No need to apologise, Andy

Andy Haldane, chief economist at the Bank of England, has been dragged Stasi-style to grovel in front of the cameras and apologise for the Bank’s Brexit vote forecasts. Governor Mark Carney warned that the economy might tank and that the Old Lady would be ready with the appropriate monetary medicine if it did. Note that he didn’t say UK plc would tank, merely that there was a possibility. Imagine if he’d said and done nothing, and the economy had gone down the skids. Cue for mass panic and a one-way ticket back to Canada.

I don’t recall weatherman Michael Fish being hauled out of the Met Office to appear on TV and utter a piteous mea culpa for his famous failure to forecast stormy weather, nor Tory right wingers frothing at the mouth about weather forecasters. Fortunately, the UK public takes the sensible view that weather forecasts are sometimes wrong, but often right, and that it should pay attention to such forecasts.
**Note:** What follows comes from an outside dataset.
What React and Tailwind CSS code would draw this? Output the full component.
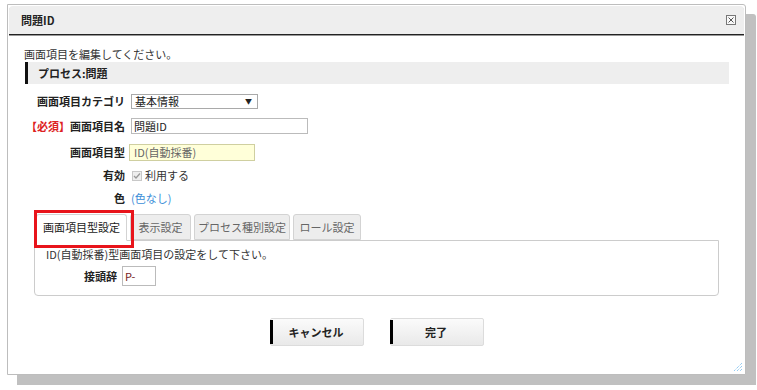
import React from "react";

const font = { fontFamily: '"Noto Sans CJK JP", "Noto Sans", sans-serif' };

function Label({ children }) {
  return (
    <div className="w-[107px] shrink-0 flex justify-end whitespace-nowrap font-bold text-[11px] text-[#222] pr-[6px]">
      <span className="whitespace-nowrap">{children}</span>
    </div>
  );
}

function Tab({ children, active, w }) {
  return (
    <div
      className={
        "h-[26px] flex items-center justify-center text-[11px] rounded-t-[3px] border border-[#d3d3d3] " +
        (active
          ? "bg-white border-b-white text-[#222] relative z-10 -mb-[1px] h-[27px]"
          : "bg-[#ededed] text-[#666]")
      }
      style={{ width: w }}
    >
      {children}
    </div>
  );
}

function Btn({ children }) {
  return (
    <div className="w-[94px] h-[28px] flex items-center border border-[#dcdcdc] bg-gradient-to-b from-[#fbfbfb] to-[#e9e9e9] rounded-[2px]">
      <div className="w-[3px] h-[24px] bg-black ml-[-1px]" />
      <div className="flex-1 text-center font-bold text-[11px] text-[#222] pr-[3px]">{children}</div>
    </div>
  );
}

export default function App() {
  return (
    <div className="w-[757px] h-[390px] bg-white pt-[4px] pl-[7px]" style={font}>
      <div className="relative w-[739px] h-[371px] border border-[#bdbdbd] bg-white shadow-[10px_10px_0_#c0c0c0] p-[1px] rounded-tr-[3px]">
        {/* title bar */}
        <div className="h-[29px] bg-[#eeeeee] rounded-t-[4px] border-b-[1px] border-[#222] shadow-[0_1px_0_#999] flex items-center justify-between pl-[12px] pr-[8px]">
          <div className="font-bold text-[11px] text-[#222] pt-[1px]">問題ID</div>
          <div className="w-[10px] h-[10px] border border-[#777] bg-[#f8f8f8] flex items-center justify-center">
            <svg width="8" height="8" viewBox="0 0 8 8">
              <path d="M1.5 1.5 L6.5 6.5 M6.5 1.5 L1.5 6.5" stroke="#555" strokeWidth="1" />
            </svg>
          </div>
        </div>

        {/* body */}
        <div className="px-[15px]">
          <div className="mt-[12px] text-[11px] text-[#333] leading-[14px]">画面項目を編集してください。</div>
          <div className="mt-[1px] ml-[1px] h-[22px] bg-[#eeeeee] border-l-[3px] border-[#111] flex items-center pl-[10px] font-bold text-[11px] text-[#222]">
            プロセス:問題
          </div>

          <div className="flex items-center h-[24px] mt-[5px]">
            <Label>画面項目カテゴリ</Label>
            <div className="w-[127px] h-[15px] border border-[#a9a9a9] bg-white flex items-center justify-between pl-[3px] pr-[5px] text-[11px] text-[#222]">
              <span>基本情報</span>
              <span className="text-[7px]">▼</span>
            </div>
          </div>

          <div className="flex items-center h-[26px]">
            <Label>
              <span className="text-[#d22]">【必須】</span>画面項目名
            </Label>
            <div className="w-[177px] h-[16px] border border-[#bbbbbb] bg-white flex items-center pl-[2px] text-[11px] text-[#222]">
              問題ID
            </div>
          </div>

          <div className="flex items-center h-[26px]">
            <Label>画面項目型</Label>
            <div className="-ml-[2px] w-[126px] h-[17px] border border-[#cfcfa0] bg-[#ffffd9] flex items-center pl-[4px] text-[11px] text-[#666]">
              ID(自動採番)
            </div>
          </div>

          <div className="flex items-center h-[21px]">
            <Label>有効</Label>
            <div className="flex items-center text-[11px] text-[#333]">
              <div className="w-[10px] h-[10px] border border-[#c8c8c8] bg-[#eeeeee] flex items-center justify-center mr-[3px] ml-[1px]">
                <svg width="8" height="8" viewBox="0 0 8 8">
                  <path d="M1 4 L3 6 L7 1.5" stroke="#999" strokeWidth="1.3" fill="none" />
                </svg>
              </div>
              利用する
            </div>
          </div>

          <div className="flex items-center h-[25px]">
            <Label>色</Label>
            <div className="text-[11px] text-[#3b8ed8]">(色なし)</div>
          </div>

          {/* tabs */}
          <div className="mt-[3px] mx-[10px] relative">
            <div className="flex gap-[3px] pl-[2px]">
              <Tab active w={91}>画面項目型設定</Tab>
              <Tab w={61}>表示設定</Tab>
              <Tab w={96}>プロセス種別設定</Tab>
              <Tab w={68}>ロール設定</Tab>
            </div>
            <div className="h-[56px] border border-[#cccccc] rounded-b-[4px] bg-white px-[11px] pt-[6px]">
              <div className="text-[11px] text-[#333] leading-[14px]">ID(自動採番)型画面項目の設定をして下さい。</div>
              <div className="flex items-center mt-[5px]">
                <div className="w-[76px] text-right pr-[5px] font-bold text-[11px] text-[#222]">接頭辞</div>
                <div className="w-[34px] h-[20px] border border-[#bbbbbb] bg-white flex items-center pl-[2px] text-[11px] text-[#722]">
                  P-
                </div>
              </div>
            </div>
            {/* red annotation box */}
            <div className="absolute left-0 top-[-4px] w-[100px] h-[38px] border-[3px] border-[#e8141b] z-20 pointer-events-none" />
          </div>

          {/* buttons */}
          <div className="flex justify-center gap-[26px] mt-[22px]">
            <Btn>キャンセル</Btn>
            <Btn>完了</Btn>
          </div>
        </div>

        {/* resize handle */}
        <div className="absolute right-[2px] bottom-[2px]">
          <svg width="10" height="10" viewBox="0 0 10 10">
            <path d="M9 1 L1 9 M9 4 L4 9 M9 7 L7 9" stroke="#6ab8ee" strokeWidth="1" strokeDasharray="1 1" />
          </svg>
        </div>
      </div>
    </div>
  );
}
Instead, economists are taking the rap for talking down Brexit, instead of jumping for joy at the prospect of an economic train crash. Michael Gove has taken another pop at “experts”, especially economists, as if all you need is common sense, innit mate? If he’s ever in hospital for a hip replacement, could I suggest he employs the services of his plumber rather than a fully qualified surgeon? There’d be lots of cutting equipment to hand, and it would be so much cheaper.
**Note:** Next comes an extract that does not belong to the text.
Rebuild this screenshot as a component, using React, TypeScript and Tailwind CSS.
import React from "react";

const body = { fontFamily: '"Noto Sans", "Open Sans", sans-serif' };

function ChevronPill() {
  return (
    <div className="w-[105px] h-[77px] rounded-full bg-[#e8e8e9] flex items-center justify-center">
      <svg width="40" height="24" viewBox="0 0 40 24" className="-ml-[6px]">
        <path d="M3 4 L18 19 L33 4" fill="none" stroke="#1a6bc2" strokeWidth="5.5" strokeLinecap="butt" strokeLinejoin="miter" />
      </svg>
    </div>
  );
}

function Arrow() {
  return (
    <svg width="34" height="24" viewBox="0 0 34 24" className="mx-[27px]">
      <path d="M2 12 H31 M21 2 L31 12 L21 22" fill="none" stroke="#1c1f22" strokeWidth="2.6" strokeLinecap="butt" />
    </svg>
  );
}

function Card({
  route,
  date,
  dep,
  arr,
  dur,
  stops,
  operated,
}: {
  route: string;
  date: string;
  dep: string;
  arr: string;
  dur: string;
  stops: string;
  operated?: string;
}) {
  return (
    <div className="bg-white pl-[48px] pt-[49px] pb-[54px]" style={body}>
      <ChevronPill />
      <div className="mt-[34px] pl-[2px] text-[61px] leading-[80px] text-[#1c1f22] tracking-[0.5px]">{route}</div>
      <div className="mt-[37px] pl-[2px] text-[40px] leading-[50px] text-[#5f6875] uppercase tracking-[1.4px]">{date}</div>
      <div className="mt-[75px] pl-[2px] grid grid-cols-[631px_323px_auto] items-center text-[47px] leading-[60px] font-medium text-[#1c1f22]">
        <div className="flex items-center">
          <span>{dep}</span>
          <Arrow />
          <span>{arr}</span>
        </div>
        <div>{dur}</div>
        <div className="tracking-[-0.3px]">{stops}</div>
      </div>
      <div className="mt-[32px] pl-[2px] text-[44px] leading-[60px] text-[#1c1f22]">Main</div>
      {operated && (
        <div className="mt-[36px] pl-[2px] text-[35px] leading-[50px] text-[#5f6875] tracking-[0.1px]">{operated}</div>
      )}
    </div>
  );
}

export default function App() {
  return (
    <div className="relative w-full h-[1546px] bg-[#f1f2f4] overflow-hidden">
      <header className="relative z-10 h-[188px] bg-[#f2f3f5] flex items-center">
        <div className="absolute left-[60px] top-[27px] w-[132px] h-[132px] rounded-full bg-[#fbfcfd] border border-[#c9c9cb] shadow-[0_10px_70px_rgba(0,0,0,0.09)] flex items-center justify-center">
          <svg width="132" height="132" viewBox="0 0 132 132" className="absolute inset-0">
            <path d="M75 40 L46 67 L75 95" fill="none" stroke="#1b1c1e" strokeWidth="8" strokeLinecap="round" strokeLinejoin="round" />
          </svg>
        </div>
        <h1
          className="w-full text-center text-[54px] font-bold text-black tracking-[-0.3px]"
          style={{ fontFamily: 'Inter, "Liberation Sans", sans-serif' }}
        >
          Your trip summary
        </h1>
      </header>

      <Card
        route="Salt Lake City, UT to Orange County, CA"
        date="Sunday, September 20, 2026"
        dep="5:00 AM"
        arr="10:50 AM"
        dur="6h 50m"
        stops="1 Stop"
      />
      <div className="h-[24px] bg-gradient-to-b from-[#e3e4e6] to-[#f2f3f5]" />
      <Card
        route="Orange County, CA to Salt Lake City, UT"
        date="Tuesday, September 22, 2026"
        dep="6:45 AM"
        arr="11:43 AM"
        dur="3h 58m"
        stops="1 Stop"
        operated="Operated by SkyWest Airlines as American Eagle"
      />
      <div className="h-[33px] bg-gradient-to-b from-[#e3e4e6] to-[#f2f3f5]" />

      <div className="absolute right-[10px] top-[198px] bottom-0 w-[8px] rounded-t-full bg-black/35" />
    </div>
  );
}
But you could be forgiven for asking why, amidst the doom and gloom of many commentators, UK plc hasn’t yet tanked. The answer is simple. Consumers carry on spending because the Government’s Brexit news blackout has lulled them into a false sense of security. Given the total lack of information about the state of negotiations, you could be forgiven for thinking that everything is hunky dory and carry on BAU, It’s only when people like Sir Ivan Rogers, the UK’s former top diplomat at the EU, pops his head above the parapet and says what a shambles Brexit really is that you get a sense of the pain to come. Needless to say, Brexit Stasi enforcer Iain Duncan-Smith trashed him as “not to be trusted”. Be careful what you say. Big Brexit is watching you.

Professor Sir David Hendry, esteemed econometrician (economics with numbers) told a conference I attended years ago that when weathermen got their forecast wrong the government gave them extra wonga to buy a bigger computer. When economic forecasters got it wrong, their budgets were cut. I understand why Andy Haldane felt pressured to apologise, but in truth he had no need to. Even experts get it wrong, but often they’re right. The big test of economists’ predictions won’t be in the months after the Brexit vote, but in the years following Brexit.